Posted on Aug 1, 2018 in Latest Department News

State And Federal Agencies Continue Investigation Into Monk Seal Deaths

 

(Honolulu) – The investigation into the recent deaths of three Hawaiian monk seals on Molokai is continuing by officers from the NOAA Office of Law Enforcement (OLE) and the DLNR Division of Conservation and Resources Enforcement (DOCARE).

 

A non-tagged, so unidentified juvenile male seal was found dead at Paka’a beach on the west end of the island on June 25. Another seal, RJ26, a juvenile male, born at Kalaupapa in April, 2017, was found dead on June 18 on the east end of Molokai near mile marker 22.  This is in addition to the death of seal RJ42 reported in May.  This brings the total deaths believed to be from human inflicted trauma on Molokai to eight, since 2009.

 

Community leaders Walter Ritte, Malia Akutagawa, and La’a Poepoe issued this statement: “We are deeply troubled and concerned about the killings of our monk seals.
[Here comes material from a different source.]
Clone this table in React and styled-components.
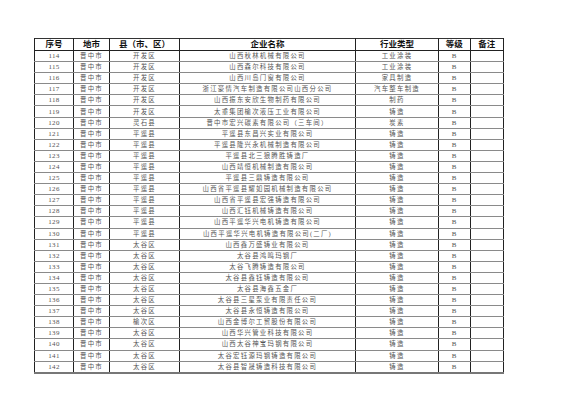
import React from "react";
import styled, { createGlobalStyle } from "styled-components";

const Global = createGlobalStyle`
  html, body { margin: 0; padding: 0; background: #fff; }
  body { width: 585px; height: 413px; overflow: hidden; }
`;

const Page = styled.div`
  padding: 38px 0 0 34px;
`;

const Table = styled.table`
  width: 469px;
  table-layout: fixed;
  border-collapse: collapse;
  border-top: 1.5px solid #333;
  border-left: 1.5px solid #222;
  border-right: 1.5px solid #666;
  border-bottom: 2px solid #777;
  font-family: "Liberation Serif", "Noto Sans CJK SC", serif;
`;

const HeadCell = styled.th`
  height: 11px;
  padding: 0;
  font-size: 8.5px;
  font-weight: 700;
  color: #111;
  text-align: center;
  line-height: 11px;
  border-left: 1px solid #222;
  border-right: 1px solid #222;
  border-bottom: 1px solid #222;
  white-space: nowrap;
  overflow: hidden;
`;

const Row = styled.tr`
  height: 11.1px;
`;

const Cell = styled.td`
  padding: 0;
  font-size: ${(p) => (p.$num ? "7px" : "6.4px")};
  letter-spacing: ${(p) => (p.$num ? "0.3px" : "1.25px")};
  color: #555;
  text-align: center;
  line-height: 10px;
  border-left: 1px solid #222;
  border-right: 1px solid #222;
  border-bottom: 1px solid #8a8a8a;
  white-space: nowrap;
  overflow: hidden;
`;

const rows = [
  ["114", "开发区", "山西秋林机械有限公司", "工业涂装"],
  ["115", "开发区", "山西森尔科技有限公司", "工业涂装"],
  ["116", "开发区", "山西川岛门窗有限公司", "家具制造"],
  ["117", "开发区", "浙江豪情汽车制造有限公司山西分公司", "汽车整车制造"],
  ["118", "开发区", "山西振东安欣生物制药有限公司", "制药"],
  ["119", "开发区", "太重集团榆次液压工业有限公司", "铸造"],
  ["120", "灵石县", "晋中市宏兴碳素有限公司（三车间）", "炭素"],
  ["121", "平遥县", "平遥县东昌兴实业有限公司", "铸造"],
  ["122", "平遥县", "平遥县隆兴永机械制造有限公司", "铸造"],
  ["123", "平遥县", "平遥县北三狼腾胜铸造厂", "铸造"],
  ["124", "平遥县", "山西靖恒机械制造有限公司", "铸造"],
  ["125", "平遥县", "平遥县三鼎铸造有限公司", "铸造"],
  ["126", "平遥县", "山西省平遥县耀如园机械制造有限公司", "铸造"],
  ["127", "平遥县", "山西省平遥县宏强铸造有限公司", "铸造"],
  ["128", "平遥县", "山西汇钰机械铸造有限公司", "铸造"],
  ["129", "平遥县", "山西平遥华兴电机铸造有限公司", "铸造"],
  ["130", "平遥县", "山西平遥华兴电机铸造有限公司(二厂)", "铸造"],
  ["131", "太谷区", "山西鑫万盛铸业有限公司", "铸造"],
  ["132", "太谷区", "太谷县鸿鸣玛钢厂", "铸造"],
  ["133", "太谷区", "太谷飞腾铸造有限公司", "铸造"],
  ["134", "太谷区", "太谷县鑫钰铸造有限公司", "铸造"],
  ["135", "太谷区", "太谷县海鑫五金厂", "铸造"],
  ["136", "太谷区", "太谷县三星泵业有限责任公司", "铸造"],
  ["137", "太谷区", "太谷县永恒铸造有限公司", "铸造"],
  ["138", "榆次区", "山西金博尔工贸股份有限公司", "铸造"],
  ["139", "太谷区", "山西华兴管业科技有限公司", "铸造"],
  ["140", "太谷区", "山西太谷神宝玛钢有限公司", "铸造"],
  ["141", "太谷区", "太谷宏钰源玛钢铸造有限公司", "铸造"],
  ["142", "太谷区", "太谷县智晟铸造科技有限公司", "铸造"],
];

const widths = [39, 36, 70, 176, 83, 31.5, 33.5];
const heads = ["序号", "地市", "县（市、区）", "企业名称", "行业类型", "等级", "备注"];

export default function App() {
  return (
    <Page>
      <Global />
      <Table>
        <colgroup>
          {widths.map((w, i) => (
            <col key={i} style={{ width: `${w}px` }} />
          ))}
        </colgroup>
        <thead>
          <tr>
            {heads.map((h) => (
              <HeadCell key={h}>{h}</HeadCell>
            ))}
          </tr>
        </thead>
        <tbody>
          {rows.map(([n, county, name, type]) => (
            <Row key={n}>
              <Cell $num>{n}</Cell>
              <Cell>晋中市</Cell>
              <Cell>{county}</Cell>
              <Cell>{name}</Cell>
              <Cell>{type}</Cell>
              <Cell $num>B</Cell>
              <Cell />
            </Row>
          ))}
        </tbody>
      </Table>
    </Page>
  );
}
This is not pono. The Kumulipo teaches us that we as people possess ancestral and familial ties to all manifestations of creation, including to the kinolau (physical body form and divine essence) of ocean god Kanaloa. The monk seal is kinolau of Kanaloa. The ocean gives and the ocean takes away. To be lawaiʻa pono, fishers that observe the kānāwai (the greater laws of our kūpuna) in order that we may receive continual blessings from the sea, we live in a way that honors and co-exists with those who are kinolau of akua Kanaloa.  The settlement of monk seals and birthing of new pups on our shores are gifts from Kanaloa, not a threat to our fishery. To kill monk seals means to dishonor Kanaloa and the kānāwai — and ultimately, it means to alienate our own selves and destroy our human dignity.”

 

NOAA’s Assistant Regional Administrator for Protected Resources, Ann Garrett said, “We are saddened by these seal deaths and we are committed to working with community leaders to promote acceptance and understanding of monk seals and support for their conservation.”

 

DLNR Chair Suzanne Case added, “We hope that anyone who has information on these deaths will step forward.  Hawaiian monk seals are both important natural and cultural resources in Hawai‘i.  With fewer than 1,400 remaining in the wild the loss of even one seal is a tremendous set-back for all the efforts underway to protect them.”

 

Anyone with information on these deaths or to report marine mammals and sea turtles in trouble is asked to call 888-256-9840.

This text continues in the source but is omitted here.